A velocity-dependant friction law for flexible vegetation in a 2D hydrodynamic model

Caroline Le Bouteiller, Northwest Hydraulic Consultants Vancouver, B.C. NO STATE, Canada. caroline.le-bouteiller@m4x.org


The tidal flats of Roberts Bank in British Columbia, Canada contain large areas of the intertidal zone that are vegetated with eelgrass (Zostera Marina and Zostera Japonica). This vegetation has a variable influence on the flow of tidal waters passing over the tidal flats, which we aim to describe in a large-scale 2D hydrodynamic model.

Vegetation on the surface of the tidal flats causes an increase in the roughness that modifies the flow properties. For submerged vegetation, this roughness is most strongly related to the height of the plants in the water; however, for very flexible plants such as eelgrass, the plant height changes with flow velocity since the plants bend with the currents. The roughness is therefore dependent both on flow depth and flow velocity.

Existing studies concerning the effect of flexible vegetation on flow are mostly focused on the small-scale properties of the velocity and turbulence profiles. Such results cannot be directly incorporated into 2D hydrodynamic models. 3D hydrodynamic modeling is computationally demanding and is therefore less appropriate for large-scale studies and engineering applications over large areas. In order to resolve this computational challenge we developed an integrated formulation of the effects of flexible vegetation on the flow, with the following approach: The roughness is represented through an equivalent Manning’s coefficient, which depends on both the water depth and the flow velocity.

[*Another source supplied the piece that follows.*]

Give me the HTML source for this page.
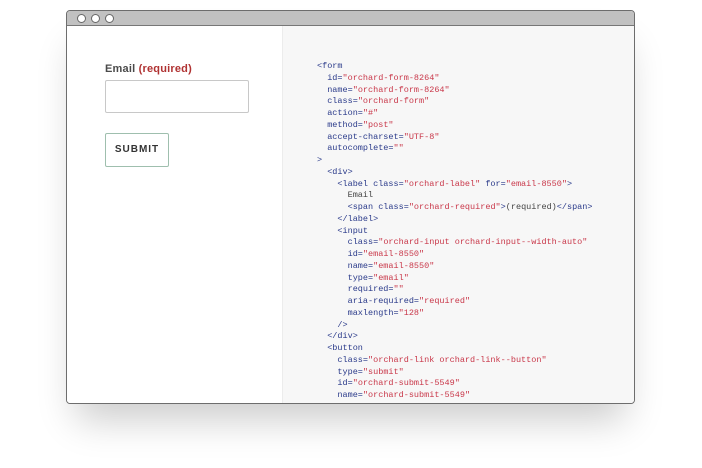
<!DOCTYPE html>
<html><head><style>
html,body{margin:0;padding:0;background:#fff;width:702px;height:468px;overflow:hidden;position:relative}
.win{position:absolute;left:66px;top:10px;width:567px;height:392px;border:1px solid #6d6d6d;border-radius:4px;background:#fff;overflow:hidden;box-shadow:0 26px 36px -10px rgba(0,0,0,0.2)}
.bar{position:absolute;left:0;top:0;width:100%;height:14px;background:#c1c1c1;border-bottom:1px solid #777}
.dot{position:absolute;top:3px;width:7px;height:7px;border:1px solid #666;border-radius:50%;background:#fff}
.left{position:absolute;left:0;top:15px;width:215px;bottom:0;background:#fff;border-right:1px solid #ececec}
.right{position:absolute;left:216px;top:15px;right:0;bottom:0;background:#f7f7f7}
.lbl{position:absolute;left:38px;top:37px;font:bold 11px "Liberation Sans",sans-serif;color:#4a4a4a;letter-spacing:.2px}
.lbl span{color:#b03232}
.inp{position:absolute;left:38px;top:54px;width:142px;height:31px;border:1px solid #c8c8c8;border-radius:2px}
.btn{position:absolute;left:38px;top:107px;width:62px;height:32px;border:1px solid #9fbfae;border-radius:2px;font:bold 10px "Liberation Sans",sans-serif;letter-spacing:1px;color:#333;text-align:center;line-height:32px}
pre{position:absolute;left:34px;top:35px;margin:0;font:8.5px/11.75px "Liberation Mono",monospace;color:#2a3a8a}
.s{color:#c9384a}.t{color:#444}
</style></head><body>
<div class="win">
<div class="bar"><div class="dot" style="left:10px"></div><div class="dot" style="left:24px"></div><div class="dot" style="left:38px"></div></div>
<div class="left">
<div class="lbl">Email <span>(required)</span></div>
<div class="inp"></div>
<div class="btn">SUBMIT</div>
</div>
<div class="right"><pre>&lt;form
  id=<span class="s">"orchard-form-8264"</span>
  name=<span class="s">"orchard-form-8264"</span>
  class=<span class="s">"orchard-form"</span>
  action=<span class="s">"#"</span>
  method=<span class="s">"post"</span>
  accept-charset=<span class="s">"UTF-8"</span>
  autocomplete=<span class="s">""</span>
&gt;
  &lt;div&gt;
    &lt;label class=<span class="s">"orchard-label"</span> for=<span class="s">"email-8550"</span>&gt;
<span class="t">      Email</span>
      &lt;span class=<span class="s">"orchard-required"</span>&gt;<span class="t">(required)</span>&lt;/span&gt;
    &lt;/label&gt;
    &lt;input
      class=<span class="s">"orchard-input orchard-input--width-auto"</span>
      id=<span class="s">"email-8550"</span>
      name=<span class="s">"email-8550"</span>
      type=<span class="s">"email"</span>
      required=<span class="s">""</span>
      aria-required=<span class="s">"required"</span>
      maxlength=<span class="s">"128"</span>
    /&gt;
  &lt;/div&gt;
  &lt;button
    class=<span class="s">"orchard-link orchard-link--button"</span>
    type=<span class="s">"submit"</span>
    id=<span class="s">"orchard-submit-5549"</span>
    name=<span class="s">"orchard-submit-5549"</span></pre></div>
</div>
</body></html>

Simulations are performed with the Telemac2d model, which has been modified to incorporate the velocity-dependent friction law. Preliminary results show that the proposed law is able to account for qualitative modifications in the tidal flow. In particular, the simulation provides an asymmetric flow pattern that correctly predicts the slower ebb velocities as compared to flood velocities, as observed in the field.